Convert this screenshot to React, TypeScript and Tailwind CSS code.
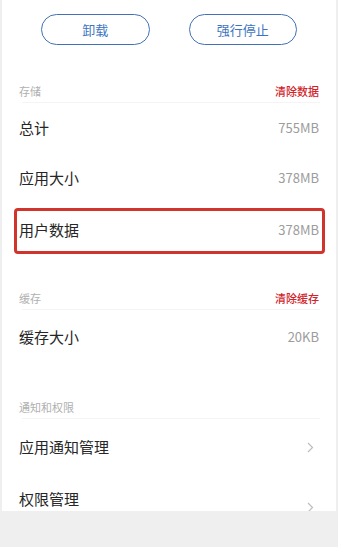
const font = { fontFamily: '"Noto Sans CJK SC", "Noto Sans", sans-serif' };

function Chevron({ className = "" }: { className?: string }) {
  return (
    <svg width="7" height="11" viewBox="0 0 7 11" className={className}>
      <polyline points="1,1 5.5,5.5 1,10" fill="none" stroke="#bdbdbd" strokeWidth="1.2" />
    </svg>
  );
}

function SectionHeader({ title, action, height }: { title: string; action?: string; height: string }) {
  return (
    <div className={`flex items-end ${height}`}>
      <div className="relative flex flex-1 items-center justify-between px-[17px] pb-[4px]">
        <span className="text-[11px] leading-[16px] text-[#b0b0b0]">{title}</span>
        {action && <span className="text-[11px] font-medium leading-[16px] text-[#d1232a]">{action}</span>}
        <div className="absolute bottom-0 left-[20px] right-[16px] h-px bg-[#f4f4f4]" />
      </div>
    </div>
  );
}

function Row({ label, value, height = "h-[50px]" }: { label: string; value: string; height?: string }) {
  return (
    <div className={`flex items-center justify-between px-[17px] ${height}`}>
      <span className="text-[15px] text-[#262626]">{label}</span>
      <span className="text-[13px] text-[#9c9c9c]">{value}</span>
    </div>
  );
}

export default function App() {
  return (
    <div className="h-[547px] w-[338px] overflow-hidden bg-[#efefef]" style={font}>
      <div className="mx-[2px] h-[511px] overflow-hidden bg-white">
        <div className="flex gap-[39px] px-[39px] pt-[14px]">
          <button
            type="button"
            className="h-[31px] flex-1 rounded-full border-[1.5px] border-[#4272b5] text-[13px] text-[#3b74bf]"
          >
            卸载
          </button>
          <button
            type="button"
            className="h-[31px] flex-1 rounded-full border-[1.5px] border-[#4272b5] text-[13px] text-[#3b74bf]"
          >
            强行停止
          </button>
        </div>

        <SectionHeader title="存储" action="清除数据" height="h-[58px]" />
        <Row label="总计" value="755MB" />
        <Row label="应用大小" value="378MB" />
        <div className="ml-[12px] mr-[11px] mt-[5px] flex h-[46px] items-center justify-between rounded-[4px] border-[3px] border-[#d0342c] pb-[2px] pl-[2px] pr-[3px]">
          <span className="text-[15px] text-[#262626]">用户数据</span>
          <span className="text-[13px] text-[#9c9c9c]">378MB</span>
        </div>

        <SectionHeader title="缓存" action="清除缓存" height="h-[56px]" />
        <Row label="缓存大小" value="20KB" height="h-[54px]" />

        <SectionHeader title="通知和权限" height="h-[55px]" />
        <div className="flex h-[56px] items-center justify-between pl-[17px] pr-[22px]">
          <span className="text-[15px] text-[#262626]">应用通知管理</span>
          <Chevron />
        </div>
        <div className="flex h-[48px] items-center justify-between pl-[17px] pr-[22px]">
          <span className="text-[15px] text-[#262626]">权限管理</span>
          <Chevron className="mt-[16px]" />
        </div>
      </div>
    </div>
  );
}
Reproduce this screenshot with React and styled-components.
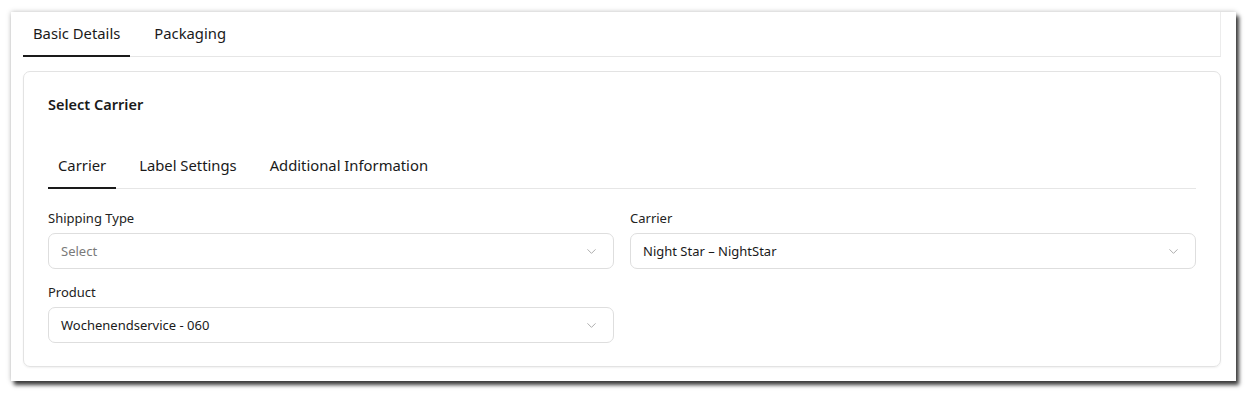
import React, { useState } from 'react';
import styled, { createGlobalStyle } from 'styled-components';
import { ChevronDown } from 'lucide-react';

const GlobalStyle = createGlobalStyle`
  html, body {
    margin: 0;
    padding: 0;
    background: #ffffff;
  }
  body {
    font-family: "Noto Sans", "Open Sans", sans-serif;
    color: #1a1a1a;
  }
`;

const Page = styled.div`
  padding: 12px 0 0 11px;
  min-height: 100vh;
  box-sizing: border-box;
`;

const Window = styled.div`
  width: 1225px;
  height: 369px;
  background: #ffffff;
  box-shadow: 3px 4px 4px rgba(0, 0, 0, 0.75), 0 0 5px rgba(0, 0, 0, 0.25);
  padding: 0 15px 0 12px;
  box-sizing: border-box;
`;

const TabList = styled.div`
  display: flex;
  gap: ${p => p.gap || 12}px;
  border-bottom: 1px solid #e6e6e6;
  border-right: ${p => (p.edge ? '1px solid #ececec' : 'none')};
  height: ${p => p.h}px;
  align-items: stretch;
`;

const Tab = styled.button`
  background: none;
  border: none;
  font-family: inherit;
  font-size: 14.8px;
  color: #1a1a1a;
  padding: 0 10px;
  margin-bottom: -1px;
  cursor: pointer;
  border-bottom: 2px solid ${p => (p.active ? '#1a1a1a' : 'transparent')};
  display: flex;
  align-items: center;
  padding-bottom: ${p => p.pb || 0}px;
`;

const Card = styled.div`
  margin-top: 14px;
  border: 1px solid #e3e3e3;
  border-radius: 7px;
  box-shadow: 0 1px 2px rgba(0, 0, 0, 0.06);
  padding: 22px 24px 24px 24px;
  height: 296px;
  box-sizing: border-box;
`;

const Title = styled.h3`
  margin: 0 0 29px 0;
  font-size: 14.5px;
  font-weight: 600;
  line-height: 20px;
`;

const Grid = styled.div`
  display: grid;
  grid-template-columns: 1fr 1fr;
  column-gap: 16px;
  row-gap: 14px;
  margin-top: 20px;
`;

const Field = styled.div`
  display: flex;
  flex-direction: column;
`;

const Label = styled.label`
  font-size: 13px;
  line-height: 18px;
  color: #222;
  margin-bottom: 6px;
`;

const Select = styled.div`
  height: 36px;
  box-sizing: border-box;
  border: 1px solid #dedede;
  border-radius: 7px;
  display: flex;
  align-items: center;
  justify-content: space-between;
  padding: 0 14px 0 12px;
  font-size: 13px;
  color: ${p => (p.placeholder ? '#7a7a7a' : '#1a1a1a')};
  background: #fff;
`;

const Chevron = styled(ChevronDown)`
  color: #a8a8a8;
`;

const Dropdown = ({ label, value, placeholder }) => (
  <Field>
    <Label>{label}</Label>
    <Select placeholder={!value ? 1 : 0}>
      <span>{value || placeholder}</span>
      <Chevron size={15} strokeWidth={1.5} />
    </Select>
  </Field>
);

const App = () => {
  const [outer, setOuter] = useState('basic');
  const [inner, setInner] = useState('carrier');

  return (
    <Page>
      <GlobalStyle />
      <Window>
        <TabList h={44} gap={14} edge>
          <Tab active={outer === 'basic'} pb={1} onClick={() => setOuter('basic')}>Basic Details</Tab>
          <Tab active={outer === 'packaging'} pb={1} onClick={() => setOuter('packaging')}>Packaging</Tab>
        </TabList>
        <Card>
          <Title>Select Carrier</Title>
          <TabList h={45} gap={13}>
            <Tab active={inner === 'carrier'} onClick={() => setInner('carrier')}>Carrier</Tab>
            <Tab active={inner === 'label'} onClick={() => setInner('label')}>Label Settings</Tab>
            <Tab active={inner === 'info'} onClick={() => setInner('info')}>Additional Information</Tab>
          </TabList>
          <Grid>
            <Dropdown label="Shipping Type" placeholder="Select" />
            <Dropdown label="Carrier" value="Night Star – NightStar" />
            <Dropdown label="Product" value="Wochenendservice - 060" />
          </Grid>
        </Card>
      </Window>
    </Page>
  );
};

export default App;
====
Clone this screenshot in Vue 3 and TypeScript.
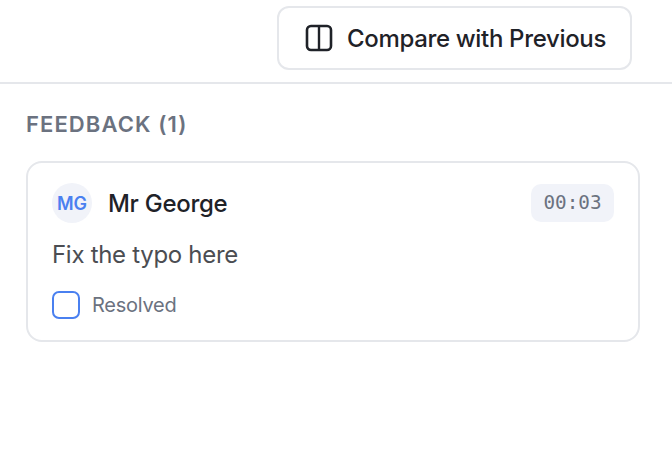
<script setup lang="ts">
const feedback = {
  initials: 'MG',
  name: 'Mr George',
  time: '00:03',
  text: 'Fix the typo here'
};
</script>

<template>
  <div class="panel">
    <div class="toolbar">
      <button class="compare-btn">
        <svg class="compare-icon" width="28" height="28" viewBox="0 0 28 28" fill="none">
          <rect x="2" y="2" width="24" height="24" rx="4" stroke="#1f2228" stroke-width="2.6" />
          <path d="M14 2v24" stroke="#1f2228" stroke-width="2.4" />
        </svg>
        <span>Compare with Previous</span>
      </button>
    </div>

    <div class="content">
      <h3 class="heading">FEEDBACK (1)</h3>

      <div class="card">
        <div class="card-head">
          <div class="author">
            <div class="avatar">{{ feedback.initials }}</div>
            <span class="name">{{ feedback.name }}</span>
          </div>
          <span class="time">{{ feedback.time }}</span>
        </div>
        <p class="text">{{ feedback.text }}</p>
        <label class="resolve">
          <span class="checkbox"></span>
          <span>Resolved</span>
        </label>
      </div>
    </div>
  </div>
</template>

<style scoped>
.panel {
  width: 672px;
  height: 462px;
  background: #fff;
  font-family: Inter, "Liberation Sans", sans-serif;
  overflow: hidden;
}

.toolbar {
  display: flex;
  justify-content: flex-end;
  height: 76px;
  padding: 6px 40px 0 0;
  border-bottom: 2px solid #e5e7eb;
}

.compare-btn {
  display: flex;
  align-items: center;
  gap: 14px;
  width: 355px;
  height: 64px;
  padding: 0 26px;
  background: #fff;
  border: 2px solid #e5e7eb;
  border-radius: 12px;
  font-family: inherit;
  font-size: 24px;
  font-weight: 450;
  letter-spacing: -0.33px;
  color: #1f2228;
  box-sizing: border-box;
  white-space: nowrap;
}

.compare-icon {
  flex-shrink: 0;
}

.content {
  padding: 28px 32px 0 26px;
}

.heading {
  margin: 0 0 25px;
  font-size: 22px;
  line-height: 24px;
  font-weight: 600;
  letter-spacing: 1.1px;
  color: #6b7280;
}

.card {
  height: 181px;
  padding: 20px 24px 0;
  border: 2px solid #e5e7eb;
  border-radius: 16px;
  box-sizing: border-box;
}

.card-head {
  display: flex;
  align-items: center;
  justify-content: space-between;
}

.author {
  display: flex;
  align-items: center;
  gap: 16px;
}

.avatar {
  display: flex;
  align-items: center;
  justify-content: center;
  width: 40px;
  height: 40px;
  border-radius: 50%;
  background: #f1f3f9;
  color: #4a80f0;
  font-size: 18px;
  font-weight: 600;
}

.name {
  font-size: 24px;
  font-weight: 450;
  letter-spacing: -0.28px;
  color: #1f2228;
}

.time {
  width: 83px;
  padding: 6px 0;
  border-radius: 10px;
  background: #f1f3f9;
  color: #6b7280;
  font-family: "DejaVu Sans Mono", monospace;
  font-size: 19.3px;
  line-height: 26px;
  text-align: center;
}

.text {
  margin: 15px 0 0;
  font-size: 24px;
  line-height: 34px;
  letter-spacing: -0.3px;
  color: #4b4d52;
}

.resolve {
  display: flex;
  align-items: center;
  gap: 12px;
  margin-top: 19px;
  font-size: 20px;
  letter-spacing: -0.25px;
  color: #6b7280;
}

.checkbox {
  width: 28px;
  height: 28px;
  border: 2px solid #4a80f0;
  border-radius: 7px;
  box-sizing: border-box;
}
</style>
====
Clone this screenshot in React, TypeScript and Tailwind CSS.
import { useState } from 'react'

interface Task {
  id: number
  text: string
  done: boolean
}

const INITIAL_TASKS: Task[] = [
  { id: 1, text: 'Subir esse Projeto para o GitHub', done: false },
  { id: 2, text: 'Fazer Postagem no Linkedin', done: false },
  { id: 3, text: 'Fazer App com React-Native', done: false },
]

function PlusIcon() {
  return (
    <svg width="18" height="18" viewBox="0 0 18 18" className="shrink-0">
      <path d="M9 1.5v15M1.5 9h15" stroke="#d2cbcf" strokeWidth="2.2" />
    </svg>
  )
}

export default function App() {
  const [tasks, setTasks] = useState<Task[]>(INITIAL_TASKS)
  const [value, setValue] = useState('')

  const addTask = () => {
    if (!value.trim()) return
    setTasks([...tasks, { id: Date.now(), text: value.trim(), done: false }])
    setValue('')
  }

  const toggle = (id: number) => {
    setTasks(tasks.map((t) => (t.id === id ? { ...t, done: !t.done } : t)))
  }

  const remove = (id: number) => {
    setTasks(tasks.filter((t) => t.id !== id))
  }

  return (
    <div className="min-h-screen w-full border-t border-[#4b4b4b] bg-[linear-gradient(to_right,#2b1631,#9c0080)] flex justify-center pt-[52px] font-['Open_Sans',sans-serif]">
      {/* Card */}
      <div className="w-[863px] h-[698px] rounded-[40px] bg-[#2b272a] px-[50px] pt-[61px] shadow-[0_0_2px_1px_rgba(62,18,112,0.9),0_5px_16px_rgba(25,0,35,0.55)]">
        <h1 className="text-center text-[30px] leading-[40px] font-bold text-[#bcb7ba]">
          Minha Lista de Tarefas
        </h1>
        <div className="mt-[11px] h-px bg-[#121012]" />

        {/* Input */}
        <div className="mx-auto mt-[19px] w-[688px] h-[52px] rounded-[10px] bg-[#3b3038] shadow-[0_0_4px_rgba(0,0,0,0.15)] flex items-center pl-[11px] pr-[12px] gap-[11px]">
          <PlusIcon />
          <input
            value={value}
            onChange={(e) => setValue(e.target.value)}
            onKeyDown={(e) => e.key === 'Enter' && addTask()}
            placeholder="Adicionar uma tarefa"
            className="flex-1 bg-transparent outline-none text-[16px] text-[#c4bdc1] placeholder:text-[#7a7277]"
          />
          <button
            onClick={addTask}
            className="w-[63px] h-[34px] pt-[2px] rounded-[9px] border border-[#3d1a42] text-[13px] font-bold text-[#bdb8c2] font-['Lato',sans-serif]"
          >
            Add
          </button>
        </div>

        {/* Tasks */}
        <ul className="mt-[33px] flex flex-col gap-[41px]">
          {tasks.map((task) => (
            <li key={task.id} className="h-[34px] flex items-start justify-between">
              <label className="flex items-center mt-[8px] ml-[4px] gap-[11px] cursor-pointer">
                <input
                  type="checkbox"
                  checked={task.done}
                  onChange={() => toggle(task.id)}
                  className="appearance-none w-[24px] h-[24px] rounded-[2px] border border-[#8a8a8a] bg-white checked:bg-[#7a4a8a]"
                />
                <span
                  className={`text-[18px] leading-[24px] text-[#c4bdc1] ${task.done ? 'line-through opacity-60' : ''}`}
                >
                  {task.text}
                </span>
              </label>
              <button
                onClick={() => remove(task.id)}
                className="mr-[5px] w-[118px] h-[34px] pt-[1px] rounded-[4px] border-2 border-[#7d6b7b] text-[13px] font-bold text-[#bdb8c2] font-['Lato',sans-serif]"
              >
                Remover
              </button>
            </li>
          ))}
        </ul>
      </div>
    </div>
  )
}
====
◆ Requirement
Look through the data above. Find each line with the string "this" and copy it.

◆ Solution to the exercise
Convert this screenshot to React, TypeScript and Tailwind CSS code.
Reproduce this screenshot with React and styled-components.
Clone this screenshot in Vue 3 and TypeScript.
Clone this screenshot in React, TypeScript and Tailwind CSS.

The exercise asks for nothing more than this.